Dans les faits, MGDC, filiale du groupe MENTOR, a été spécifiquement créée pour la conduite d’un projet de R&D dans le cadre d’une convention de soutien de l’État via le Fonds de Compétitivité des Entreprises finançant 40% de ce projet, à savoir des dépenses éligibles au CIR, mais également des dépenses connexes non éligibles (frais de gestion, d’assistance non-technique, de sous-traitance de fabrication de masques et de marketing).

En lien avec ce projet, l’entreprise a donc déclaré du CIR au titre de 2011 et 2012 en ne déduisant qu’une quote-part des subventions encaissées à hauteur du ratio entre les dépenses R&D éligibles et le budget total des dépenses validées par le financeur public. Dans le cadre d’une vérification de comptabilité, l’entreprise a été redressé des portions de CIR relatives à la non-déduction totale de la subvention, décision confirmée par le Tribunal Administratif de Grenoble le 02/08/2021.

L’argumentation de l’administration fiscale

Et, la CAA confirme ce redressement aux motifs que :

  • Les termes de la convention de soutien de l’État conclue avec le Fonds de compétitivité des entreprises confirme que la subvention a été versée dans le cadre d’un programme de R&D
  • La seule activité de la SARL MGDC a été de réaliser des services de R&D dans le cadre du projet subventionné

 

La vision de notre expert

Si on analyse les raisons de cette décision, elle se base :

Sur le Code Général des Impôts (Cf. III de l’article 244 quater B relatif aux sommes à déduire des dépenses avant calcul du CIR) qui lie la déductibilité des aides publiques au seul fait qu’elles soient liées à une opération éligible.

Alors que le Bulletin Officiel des Finances Publiques (BOFIP) (BOI-BIC-RICI-10-10-30-20 §10) indique par exemple que « seules les subventions publiques, remboursables ou non, afférentes à des opérations ouvrant droit au crédit d’impôt doivent être déduites. Aussi, dans l’hypothèse où une entreprise recevrait une subvention afférente à un projet comportant des opérations ouvrant droit au crédit d’impôt et des opérations n’y ouvrant pas droit, seule la fraction de cette subvention afférente aux opérations ouvrant droit à crédit d’impôt devrait être déduite. Cette fraction est déterminée au prorata du montant des opérations ouvrant droit au CIR.»

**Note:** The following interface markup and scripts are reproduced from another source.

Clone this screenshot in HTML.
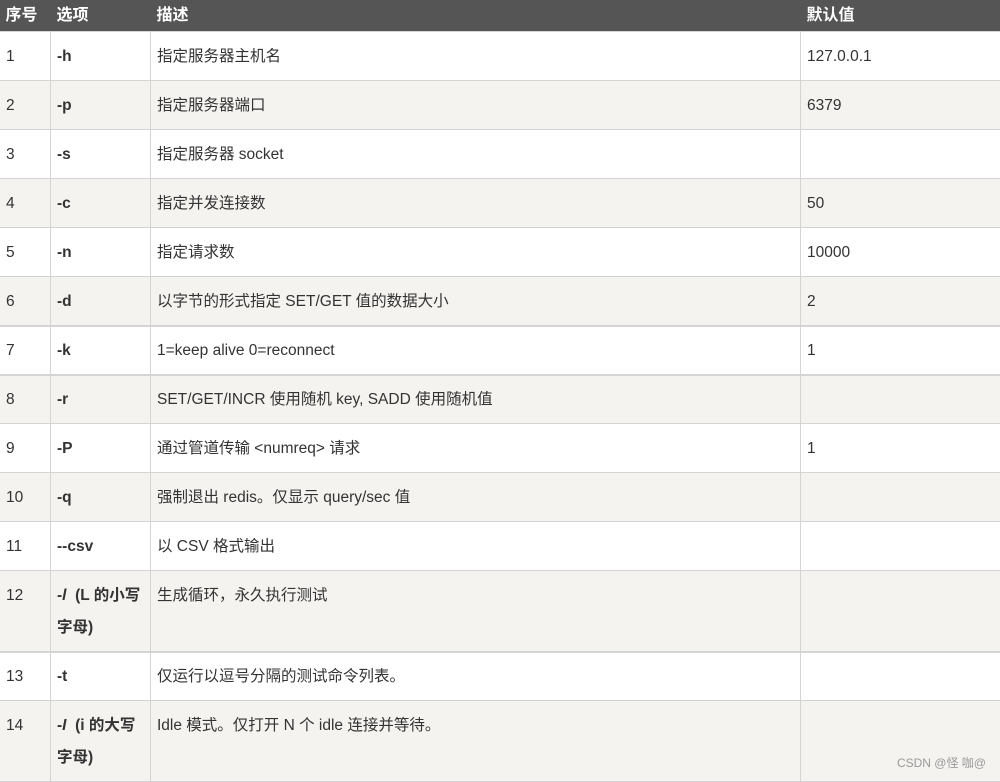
<!DOCTYPE html>
<html><head><meta charset="utf-8"><style>
*{margin:0;padding:0;box-sizing:border-box}
body{width:1000px;height:779px;overflow:hidden;background:#fff;font-family:"Liberation Sans","Noto Sans CJK SC",sans-serif;color:#333;font-size:15.5px;position:relative}
table{border-collapse:collapse;width:1001px;table-layout:fixed;margin-left:-1px}
th{background:#555;color:#fff;font-weight:bold;text-align:left;height:31px;padding:0 6px;font-size:16px;line-height:31px}
td{border:1px solid #d4d4d4;vertical-align:top;padding:9px 6px 7px;line-height:32px;height:49px}
tr.a td{background:#f4f3f0}
td.b{font-weight:bold}
tr.t td{border-top:2px solid #d4d4d4;height:48px;padding-top:8px;padding-bottom:7px}
.wm{position:absolute;right:14px;bottom:8px;color:#999;font-size:12px;font-family:"Liberation Sans","Noto Sans CJK SC",sans-serif}
</style></head><body>
<table>
<colgroup><col style="width:51px"><col style="width:100px"><col style="width:650px"><col style="width:200px"></colgroup>
<tr><th>序号</th><th>选项</th><th>描述</th><th>默认值</th></tr>
<tr><td>1</td><td class="b">-h</td><td>指定服务器主机名</td><td>127.0.0.1</td></tr>
<tr class="a"><td>2</td><td class="b">-p</td><td>指定服务器端口</td><td>6379</td></tr>
<tr><td>3</td><td class="b">-s</td><td>指定服务器 socket</td><td></td></tr>
<tr class="a"><td>4</td><td class="b">-c</td><td>指定并发连接数</td><td>50</td></tr>
<tr><td>5</td><td class="b">-n</td><td>指定请求数</td><td>10000</td></tr>
<tr class="a"><td>6</td><td class="b">-d</td><td>以字节的形式指定 SET/GET 值的数据大小</td><td>2</td></tr>
<tr class="t"><td>7</td><td class="b">-k</td><td>1=keep alive 0=reconnect</td><td>1</td></tr>
<tr class="a t"><td>8</td><td class="b">-r</td><td>SET/GET/INCR 使用随机 key, SADD 使用随机值</td><td></td></tr>
<tr><td>9</td><td class="b">-P</td><td>通过管道传输 &lt;numreq&gt; 请求</td><td>1</td></tr>
<tr class="a"><td>10</td><td class="b">-q</td><td>强制退出 redis。仅显示 query/sec 值</td><td></td></tr>
<tr><td>11</td><td class="b">--csv</td><td>以 CSV 格式输出</td><td></td></tr>
<tr class="a"><td style="height:81px">12</td><td class="b">-<i>l</i> &nbsp;(L 的小写字母)</td><td>生成循环，永久执行测试</td><td></td></tr>
<tr class="t"><td>13</td><td class="b">-t</td><td>仅运行以逗号分隔的测试命令列表。</td><td></td></tr>
<tr class="a"><td style="height:81px">14</td><td class="b">-<i>I</i> &nbsp;(i 的大写字母)</td><td>Idle 模式。仅打开 N 个 idle 连接并等待。</td><td></td></tr>
</table>
<div class="wm">CSDN @怪 咖@</div>
</body></html>
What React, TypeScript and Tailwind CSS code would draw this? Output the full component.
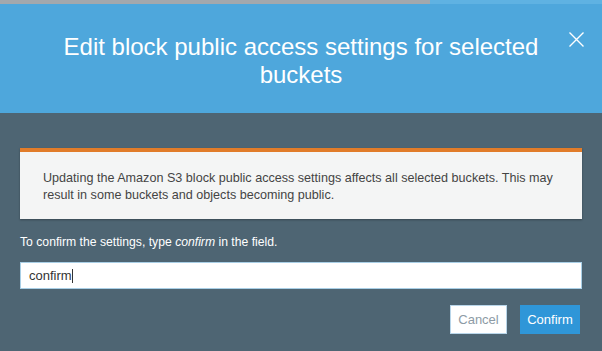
import React from "react";

export default function App() {
  return (
    <div
      className="w-[602px] h-[351px] overflow-hidden flex flex-col bg-[#4e6573]"
      style={{ fontFamily: '"Liberation Sans", Arial, sans-serif' }}
    >
      {/* top strip of the page behind the modal */}
      <div className="flex h-[4px] shrink-0">
        <div className="w-[430px] bg-[#a3a8ad]" />
        <div className="flex-1 bg-[#5fb2e2]" />
      </div>

      {/* header */}
      <div className="relative h-[109px] shrink-0 bg-[#4ea7dc] flex justify-center pt-[29px]">
        <h1 className="text-white text-[24px] leading-[28px] text-center w-[520px]">
          Edit block public access settings for selected buckets
        </h1>
        <button className="absolute right-[17px] top-[27px] text-white">
          <svg width="17" height="17" viewBox="0 0 17 17" fill="none" stroke="currentColor" strokeWidth="1.4">
            <path d="M1.5 1.5 L15.5 15.5 M15.5 1.5 L1.5 15.5" />
          </svg>
        </button>
      </div>

      {/* body */}
      <div className="px-[20px] pt-[35px] flex flex-col">
        <div className="bg-[#f4f5f5] border-t-[4px] border-[#e17c2a] shadow-[0_1px_2px_rgba(0,0,0,0.3)] pl-[23px] pr-[20px] pt-[18px] pb-[15px]">
          <p className="text-[#444] text-[12.6px] leading-[17px]">
            Updating the Amazon S3 block public access settings affects all selected buckets. This may result in some buckets and objects becoming public.
          </p>
        </div>

        <p className="text-white text-[12.2px] leading-[16px] mt-[15px]">
          To confirm the settings, type <em>confirm</em> in the field.
        </p>

        <div className="mt-[12px] h-[27px] bg-white border border-[#a9cfe6] flex items-center pl-[8px]">
          <span className="text-[#333] text-[13px]">confirm</span>
          <span className="w-px h-[14px] bg-[#333]" />
        </div>

        <div className="flex justify-end gap-[13px] mt-[16px] pr-[2px]">
          <button className="h-[29px] w-[57px] bg-white border border-[#b9d6ea] text-[#8d9ba5] text-[13px]">
            Cancel
          </button>
          <button className="h-[29px] w-[60px] bg-[#2f96d8] text-white text-[13px]">
            Confirm
          </button>
        </div>
      </div>
    </div>
  );
}
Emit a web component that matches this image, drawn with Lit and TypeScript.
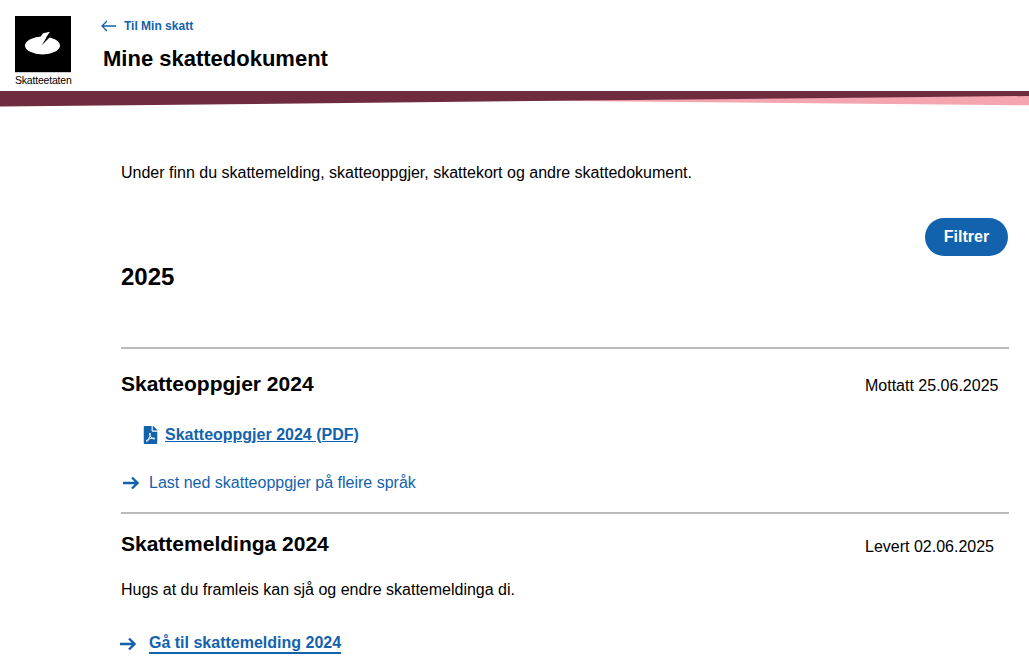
import { LitElement, html, css } from 'lit';
import { customElement } from 'lit/decorators.js';

const arrowRight = html`<svg class="arrow" width="18" height="14" viewBox="0 0 18 14" fill="none" stroke="currentColor" stroke-width="2.400"><path d="M2 7h14.500M11 1.500 16.500 7 11 12.500" /></svg>`;

@customElement('app-root')
export class AppRoot extends LitElement {
  static styles = css`
    :host {
      display: block;
      font-family: 'Liberation Sans', Arial, sans-serif;
      font-size: 16px;
      color: #000;
      background: #fff;
    }

    a {
      color: #1362ae;
    }

    .header {
      display: flex;
      height: 91px;
      padding: 16px 0 0 15px;
      box-sizing: border-box;
      gap: 30px;
    }

    .logo {
      width: 57px;
    }

    .logo-mark {
      display: block;
      width: 56px;
      height: 56px;
      border-bottom: 1px solid #ccc;
    }

    .logo-text {
      display: block;
      margin-top: 1px;
      font-size: 10.5px;
      line-height: 12px;
      white-space: nowrap;
      letter-spacing: -0.2px;
    }

    .back {
      display: flex;
      align-items: center;
      gap: 8px;
      height: 20px;
      margin-left: -1px;
      font-size: 12px;
      font-weight: 700;
      text-decoration: none;
    }

    .title {
      margin: 8px 0 0 1px;
      font-size: 22px;
      line-height: 30px;
      font-weight: 700;
    }

    .ribbon {
      display: block;
      width: 100%;
      height: 16px;
    }

    .content {
      padding: 56px 20px 0 121px;
    }

    .intro {
      margin: 0;
      line-height: 19px;
    }

    .filter-row {
      display: flex;
      justify-content: flex-end;
      margin-top: 36px;
      margin-right: 1px;
    }

    .filter {
      height: 38px;
      width: 83px;
      border: 0;
      border-radius: 19px;
      padding: 0;
      background: #1362ae;
      color: #fff;
      font: 700 16px 'Liberation Sans', Arial, sans-serif;
    }

    .year {
      margin: 5px 0 0;
      font-size: 24px;
      line-height: 32px;
      font-weight: 700;
    }

    .doc {
      border-top: 2px solid #bbb;
    }

    .doc.first {
      margin-top: 54px;
    }

    .doc-head {
      display: grid;
      grid-template-columns: 1fr 144px;
      align-items: center;
      height: 30px;
    }

    .doc.first .doc-head {
      margin-top: 20px;
    }

    .doc.second .doc-head {
      margin-top: 15px;
    }

    .doc-title {
      margin: 0;
      font-size: 21px;
      line-height: 30px;
      font-weight: 700;
    }

    .doc-date {
      padding-top: 4px;
    }

    .doc.second .doc-date {
      padding-top: 6px;
    }

    .pdf {
      display: flex;
      align-items: center;
      gap: 7px;
      margin: 26px 0 0 22px;
      height: 20px;
    }

    .pdf a {
      font-weight: 700;
    }

    .more {
      display: flex;
      align-items: center;
      gap: 10px;
      height: 20px;
      margin-top: 28px;
      padding-bottom: 19px;
      color: #1362ae;
    }

    .more a {
      text-decoration: none;
    }

    .note {
      margin: 21px 0 0;
      line-height: 19px;
    }

    .goto {
      display: flex;
      align-items: center;
      gap: 13px;
      margin: 35px 0 0 -3px;
      color: #1362ae;
      height: 20px;
    }

    .goto a {
      font-weight: 700;
      text-decoration: none;
      border-bottom: 2px solid #1362ae;
      line-height: 18px;
    }
  `;

  render() {
    return html`
      <header class="header">
        <div class="logo">
          <svg class="logo-mark" viewBox="0 0 56 56">
            <rect width="56" height="56" fill="#000" />
            <ellipse cx="27.500" cy="29.500" rx="17.500" ry="9" fill="#fff" />
            <polygon points="26.500,29.500 31.700,20.500 36,20" fill="#000" />
            <polygon points="25,21.500 28,17.300 35,15.700 31.700,20.500 26.500,29.500" fill="#fff" />
          </svg>
          <span class="logo-text">Skatteetaten</span>
        </div>
        <div>
          <a class="back" href="#">
            <svg width="15" height="12" viewBox="0 0 15 12" fill="none" stroke="currentColor" stroke-width="1.300"><path d="M15 6H1M6 1 1 6l5 5" /></svg>
            Til Min skatt
          </a>
          <h1 class="title">Mine skattedokument</h1>
        </div>
      </header>
      <svg class="ribbon" viewBox="0 0 1029 16" preserveAspectRatio="none">
        <polygon points="540,9.800 1029,14.300 1029,4" fill="#f4a6b0" />
        <polygon points="0,0 1029,0 1029,5 0,15.500" fill="#6f2c3e" />
      </svg>
      <main class="content">
        <p class="intro">Under finn du skattemelding, skatteoppgjer, skattekort og andre skattedokument.</p>
        <div class="filter-row"><button class="filter">Filtrer</button></div>
        <h2 class="year">2025</h2>
        <section class="doc first">
          <div class="doc-head">
            <h3 class="doc-title">Skatteoppgjer 2024</h3>
            <span class="doc-date">Mottatt 25.06.2025</span>
          </div>
          <div class="pdf">
            <svg width="15" height="18" viewBox="0 0 384 512" fill="#1362ae"><path d="M181.900 256.100c-5-16-4.900-46.900-2-46.900 8.400 0 7.600 36.900 2 46.900zm-1.700 47.200c-7.700 20.200-17.300 43.300-28.400 62.700 18.300-7 39-17.200 62.900-21.900-12.700-9.600-24.900-23.400-34.500-40.800zM86.100 428.100c0 .8 13.200-5.400 34.900-40.200-6.700 6.300-29.100 24.500-34.900 40.200zM248 160h136v328c0 13.300-10.700 24-24 24H24c-13.300 0-24-10.700-24-24V24C0 10.700 10.700 0 24 0h200v136c0 13.200 10.800 24 24 24zm-8 171.800c-20-12.200-33.300-29-42.700-53.800 4.500-18.500 11.600-46.600 6.200-64.200-4.700-29.400-42.400-26.500-47.800-6.800-5 18.300-.4 44.100 8.100 77-11.600 27.600-28.700 64.600-40.800 85.800-.1 0-.1.100-.2.100-27.100 13.900-73.600 44.500-54.500 68 5.600 6.900 16 10 21.500 10 17.900 0 35.700-18 61.100-61.800 25.800-8.500 54.100-19.100 79-23.200 21.700 11.800 47.100 19.500 64 19.500 29.200 0 31.200-32 19.700-43.400-13.900-13.600-54.300-9.700-73.600-7.200zM377 105L279 7c-4.500-4.500-10.600-7-17-7h-6v128h128v-6.100c0-6.300-2.500-12.400-7-16.900zm-74.100 255.300c4.100-2.700-2.500-11.900-42.800-9 37.100 15.800 42.800 9 42.800 9z" /></svg>
            <a href="#">Skatteoppgjer 2024 (PDF)</a>
          </div>
          <div class="more">${arrowRight}<a href="#">Last ned skatteoppgjer på fleire språk</a></div>
        </section>
        <section class="doc second">
          <div class="doc-head">
            <h3 class="doc-title">Skattemeldinga 2024</h3>
            <span class="doc-date">Levert 02.06.2025</span>
          </div>
          <p class="note">Hugs at du framleis kan sjå og endre skattemeldinga di.</p>
          <div class="goto">${arrowRight}<a href="#">Gå til skattemelding 2024</a></div>
        </section>
      </main>
    `;
  }
}
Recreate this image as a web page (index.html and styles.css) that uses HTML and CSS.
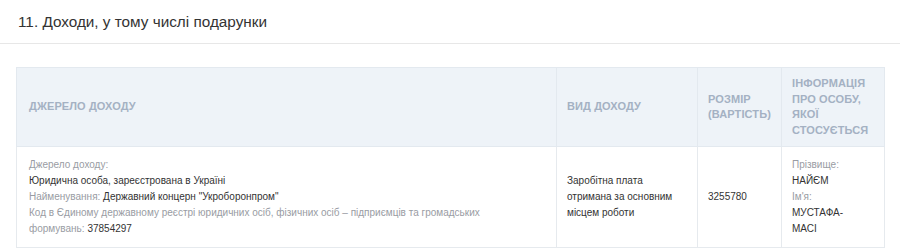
FILE: index.html
```html
<!DOCTYPE html>
<html lang="uk">
<head>
<meta charset="utf-8">
<title>Доходи</title>
<link rel="stylesheet" href="styles.css">
</head>
<body>
<h2 class="section-title">11. Доходи, у тому числі подарунки</h2>
<div class="content">
  <table class="income">
    <colgroup>
      <col class="c-source">
      <col class="c-type">
      <col class="c-size">
      <col class="c-person">
    </colgroup>
    <thead>
      <tr>
        <th class="first">Джерело доходу</th>
        <th>Вид доходу</th>
        <th>Розмір (вартість)</th>
        <th>Інформація про особу, якої стосується</th>
      </tr>
    </thead>
    <tbody>
      <tr>
        <td class="first top">
          <div><span class="lbl">Джерело доходу:</span></div>
          <div>Юридична особа, зареєстрована в Україні</div>
          <div><span class="lbl">Найменування:</span> Державний концерн "Укроборонпром"</div>
          <div><span class="lbl">Код в Єдиному державному реєстрі юридичних осіб, фізичних осіб – підприємців та громадських формувань:</span> 37854297</div>
        </td>
        <td>Заробітна плата отримана за основним місцем роботи</td>
        <td>3255780</td>
        <td class="top">
          <div class="lbl">Прізвище:</div>
          <div>НАЙЄМ</div>
          <div class="lbl">Ім'я:</div>
          <div>МУСТАФА-МАСІ</div>
        </td>
      </tr>
    </tbody>
  </table>
</div>
</body>
</html>
```
FILE: styles.css
```css
* { box-sizing: border-box; }
body {
  margin: 0;
  background: #ffffff;
  font-family: "Liberation Sans", Arial, sans-serif;
  color: #333333;
}
.section-title {
  margin: 0;
  padding: 12px 18px 11px;
  font-size: 15.3px;
  line-height: 20px;
  font-weight: normal;
  color: #333333;
  border-bottom: 1px solid #e7e7e7;
}
.content {
  padding: 23px 16px 0;
}
.income {
  width: 100%;
  table-layout: fixed;
  border-collapse: collapse;
  border: 1px solid #e3e9ef;
}
.c-source { width: 540px; }
.c-type { width: 141px; }
.c-size { width: 84px; }
.c-person { width: 103px; }
.income th {
  background: #eef3f8;
  color: #a4b1c3;
  font-size: 11px;
  font-weight: bold;
  text-transform: uppercase;
  letter-spacing: 0.1px;
  line-height: 15.6px;
  text-align: left;
  vertical-align: middle;
  padding: 8px 10px;
  border: 1px solid #e3e9ef;
}
.income td {
  font-size: 10px;
  line-height: 16px;
  color: #333333;
  vertical-align: middle;
  padding: 10px 22px 10px 10px;
  border: 1px solid #e6eaee;
}
.income .first { padding-left: 12px; }
.income td.top { vertical-align: top; }
.lbl { color: #999ca3; }
```
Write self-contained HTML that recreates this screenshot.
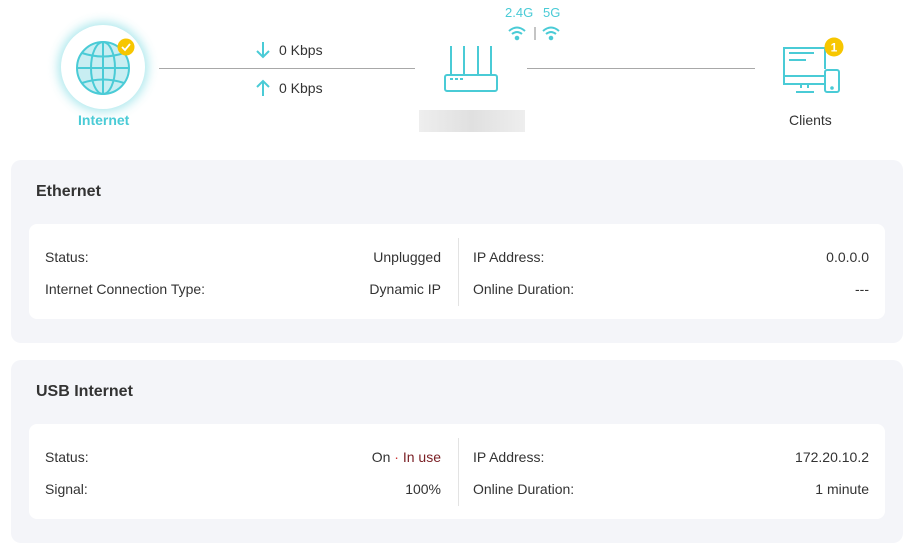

Mais, des décisions de jurisprudence ont été prises dans les 2 sens :

  • Le Conseil d’Etat (Conseil d’État, 9ème – 10ème chambres réunies, 12/07/2023, n°463363 – Institut Technologique Forêt Cellulose Bois – construction Ameublement FCBA) a ainsi donné raison au FCBA quant à la non déductibilité des dépenses éligibles au CIR des fonds reçus du Comité Professionnel de Développement des Industries Françaises de l’Ameublement et du Bois (CODIFAB) et de l’interprofession nationale France Bois Forêt (FBF), même si la décision porte surtout sur le fait que le CODIFAB et le FBF sont de statut privé et que les fonds qu’ils redistribuent sont d’origine privé puisque venant des entreprises du secteur
  • Mais, la Cour Administrative d’Appel de Nancy (CAA de NANCY, 2ème chambre – formation à 3, 23/07/2019, n°18NC01823 – Sky Aircraft) a entre autres points, jugé que Sky Aircraft, alors en liquidation judiciaire, n’était pas fondée, par l’intermédiaire de son liquidateur judiciaire, à réclamer la portion de CIR relative à sa dernière année d’activité R&D au motif que les dépenses R&D étaient « annulées » par la 3ème et dernière tranche d’une subvention octroyée par OSEO de 1,5 M€, pourtant non versée. En effet, dans le cadre d’une convention avec le Fonds de Compétitivité des Entreprises, OSEO avait octroyée une subvention de 7,4 M€ à l’entreprise et, même si cette dernière n’en avait touché que les 2 premières tranches de 3 et 2,9 M€, la cour a considéré que l’entreprise aurait dû déduire les 7,4 M€

 

Pour revenir au cas de MGDC, l’entreprise ayant été liquidée puisque créée uniquement pour ce projet de R&D, il est à douter que le groupe MENTOR saisira la Conseil d’Etat. Mais, ce sujet, même s’il ne doit pas remettre en question , à notre sens, le principe de proratisation des déductions d’aides en lien avec des activités et dépenses éligibles, plusieurs fois validées dans le cadre de contrôle fiscal, est à surveiller.